Front-end source files
__________

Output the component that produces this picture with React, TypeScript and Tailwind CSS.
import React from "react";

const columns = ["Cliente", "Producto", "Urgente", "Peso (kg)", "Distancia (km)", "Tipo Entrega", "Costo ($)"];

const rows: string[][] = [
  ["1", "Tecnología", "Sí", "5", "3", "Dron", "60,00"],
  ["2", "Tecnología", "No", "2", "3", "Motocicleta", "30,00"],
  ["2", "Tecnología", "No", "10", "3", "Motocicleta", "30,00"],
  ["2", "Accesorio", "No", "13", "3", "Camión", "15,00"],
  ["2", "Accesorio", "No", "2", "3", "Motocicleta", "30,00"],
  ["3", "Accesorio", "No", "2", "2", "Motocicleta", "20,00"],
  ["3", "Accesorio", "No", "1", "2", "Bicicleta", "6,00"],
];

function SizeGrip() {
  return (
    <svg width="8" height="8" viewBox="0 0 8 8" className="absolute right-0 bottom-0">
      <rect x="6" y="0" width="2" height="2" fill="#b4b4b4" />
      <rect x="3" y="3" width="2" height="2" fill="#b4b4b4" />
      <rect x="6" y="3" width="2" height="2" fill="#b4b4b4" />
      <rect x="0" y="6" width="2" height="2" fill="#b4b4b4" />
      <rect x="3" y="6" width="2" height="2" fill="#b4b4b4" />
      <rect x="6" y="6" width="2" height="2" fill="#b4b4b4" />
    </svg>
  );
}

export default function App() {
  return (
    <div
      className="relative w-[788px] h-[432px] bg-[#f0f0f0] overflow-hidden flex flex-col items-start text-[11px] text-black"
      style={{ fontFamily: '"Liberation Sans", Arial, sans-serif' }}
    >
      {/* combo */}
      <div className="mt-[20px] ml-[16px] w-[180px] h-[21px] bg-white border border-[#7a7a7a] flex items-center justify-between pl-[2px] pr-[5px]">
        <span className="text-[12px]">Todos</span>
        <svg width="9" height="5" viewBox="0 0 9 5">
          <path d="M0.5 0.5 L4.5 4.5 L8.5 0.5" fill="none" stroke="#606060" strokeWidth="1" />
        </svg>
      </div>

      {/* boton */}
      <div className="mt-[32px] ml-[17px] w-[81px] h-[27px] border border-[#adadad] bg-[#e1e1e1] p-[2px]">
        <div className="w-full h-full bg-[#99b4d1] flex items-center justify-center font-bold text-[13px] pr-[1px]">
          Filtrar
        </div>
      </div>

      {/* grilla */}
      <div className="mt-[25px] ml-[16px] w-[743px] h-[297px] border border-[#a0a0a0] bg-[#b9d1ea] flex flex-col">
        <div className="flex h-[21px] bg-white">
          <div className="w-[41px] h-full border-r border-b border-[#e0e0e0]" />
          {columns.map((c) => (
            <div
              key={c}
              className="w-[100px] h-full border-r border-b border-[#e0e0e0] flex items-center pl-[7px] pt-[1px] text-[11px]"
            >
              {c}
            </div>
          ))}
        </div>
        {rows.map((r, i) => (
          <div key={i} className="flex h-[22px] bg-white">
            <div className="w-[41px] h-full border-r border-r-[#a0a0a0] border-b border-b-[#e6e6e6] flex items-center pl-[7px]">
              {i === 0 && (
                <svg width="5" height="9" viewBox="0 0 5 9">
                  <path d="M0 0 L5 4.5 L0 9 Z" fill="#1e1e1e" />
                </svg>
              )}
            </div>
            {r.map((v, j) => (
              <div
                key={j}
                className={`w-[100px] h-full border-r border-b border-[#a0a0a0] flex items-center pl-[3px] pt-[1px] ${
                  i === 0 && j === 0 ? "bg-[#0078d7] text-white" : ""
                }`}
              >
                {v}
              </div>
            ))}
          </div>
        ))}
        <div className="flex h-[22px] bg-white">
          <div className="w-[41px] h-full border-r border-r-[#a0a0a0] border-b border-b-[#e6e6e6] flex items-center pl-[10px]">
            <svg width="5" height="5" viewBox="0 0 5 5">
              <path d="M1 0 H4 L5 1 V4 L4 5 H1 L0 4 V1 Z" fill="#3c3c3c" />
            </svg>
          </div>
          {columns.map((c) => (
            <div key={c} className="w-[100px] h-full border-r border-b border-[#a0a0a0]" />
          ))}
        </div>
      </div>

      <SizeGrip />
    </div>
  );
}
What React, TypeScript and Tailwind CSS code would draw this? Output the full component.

__________

■ **What you are asked to do**
Repeat the entries above exactly, leaving nothing out.

■ **Answer to the exercise**
Output the component that produces this picture with React, TypeScript and Tailwind CSS.
import React from "react";

const columns = ["Cliente", "Producto", "Urgente", "Peso (kg)", "Distancia (km)", "Tipo Entrega", "Costo ($)"];

const rows: string[][] = [
  ["1", "Tecnología", "Sí", "5", "3", "Dron", "60,00"],
  ["2", "Tecnología", "No", "2", "3", "Motocicleta", "30,00"],
  ["2", "Tecnología", "No", "10", "3", "Motocicleta", "30,00"],
  ["2", "Accesorio", "No", "13", "3", "Camión", "15,00"],
  ["2", "Accesorio", "No", "2", "3", "Motocicleta", "30,00"],
  ["3", "Accesorio", "No", "2", "2", "Motocicleta", "20,00"],
  ["3", "Accesorio", "No", "1", "2", "Bicicleta", "6,00"],
];

function SizeGrip() {
  return (
    <svg width="8" height="8" viewBox="0 0 8 8" className="absolute right-0 bottom-0">
      <rect x="6" y="0" width="2" height="2" fill="#b4b4b4" />
      <rect x="3" y="3" width="2" height="2" fill="#b4b4b4" />
      <rect x="6" y="3" width="2" height="2" fill="#b4b4b4" />
      <rect x="0" y="6" width="2" height="2" fill="#b4b4b4" />
      <rect x="3" y="6" width="2" height="2" fill="#b4b4b4" />
      <rect x="6" y="6" width="2" height="2" fill="#b4b4b4" />
    </svg>
  );
}

export default function App() {
  return (
    <div
      className="relative w-[788px] h-[432px] bg-[#f0f0f0] overflow-hidden flex flex-col items-start text-[11px] text-black"
      style={{ fontFamily: '"Liberation Sans", Arial, sans-serif' }}
    >
      {/* combo */}
      <div className="mt-[20px] ml-[16px] w-[180px] h-[21px] bg-white border border-[#7a7a7a] flex items-center justify-between pl-[2px] pr-[5px]">
        <span className="text-[12px]">Todos</span>
        <svg width="9" height="5" viewBox="0 0 9 5">
          <path d="M0.5 0.5 L4.5 4.5 L8.5 0.5" fill="none" stroke="#606060" strokeWidth="1" />
        </svg>
      </div>

      {/* boton */}
      <div className="mt-[32px] ml-[17px] w-[81px] h-[27px] border border-[#adadad] bg-[#e1e1e1] p-[2px]">
        <div className="w-full h-full bg-[#99b4d1] flex items-center justify-center font-bold text-[13px] pr-[1px]">
          Filtrar
        </div>
      </div>

      {/* grilla */}
      <div className="mt-[25px] ml-[16px] w-[743px] h-[297px] border border-[#a0a0a0] bg-[#b9d1ea] flex flex-col">
        <div className="flex h-[21px] bg-white">
          <div className="w-[41px] h-full border-r border-b border-[#e0e0e0]" />
          {columns.map((c) => (
            <div
              key={c}
              className="w-[100px] h-full border-r border-b border-[#e0e0e0] flex items-center pl-[7px] pt-[1px] text-[11px]"
            >
              {c}
            </div>
          ))}
        </div>
        {rows.map((r, i) => (
          <div key={i} className="flex h-[22px] bg-white">
            <div className="w-[41px] h-full border-r border-r-[#a0a0a0] border-b border-b-[#e6e6e6] flex items-center pl-[7px]">
              {i === 0 && (
                <svg width="5" height="9" viewBox="0 0 5 9">
                  <path d="M0 0 L5 4.5 L0 9 Z" fill="#1e1e1e" />
                </svg>
              )}
            </div>
            {r.map((v, j) => (
              <div
                key={j}
                className={`w-[100px] h-full border-r border-b border-[#a0a0a0] flex items-center pl-[3px] pt-[1px] ${
                  i === 0 && j === 0 ? "bg-[#0078d7] text-white" : ""
                }`}
              >
                {v}
              </div>
            ))}
          </div>
        ))}
        <div className="flex h-[22px] bg-white">
          <div className="w-[41px] h-full border-r border-r-[#a0a0a0] border-b border-b-[#e6e6e6] flex items-center pl-[10px]">
            <svg width="5" height="5" viewBox="0 0 5 5">
              <path d="M1 0 H4 L5 1 V4 L4 5 H1 L0 4 V1 Z" fill="#3c3c3c" />
            </svg>
          </div>
          {columns.map((c) => (
            <div key={c} className="w-[100px] h-full border-r border-b border-[#a0a0a0]" />
          ))}
        </div>
      </div>

      <SizeGrip />
    </div>
  );
}
What React, TypeScript and Tailwind CSS code would draw this? Output the full component.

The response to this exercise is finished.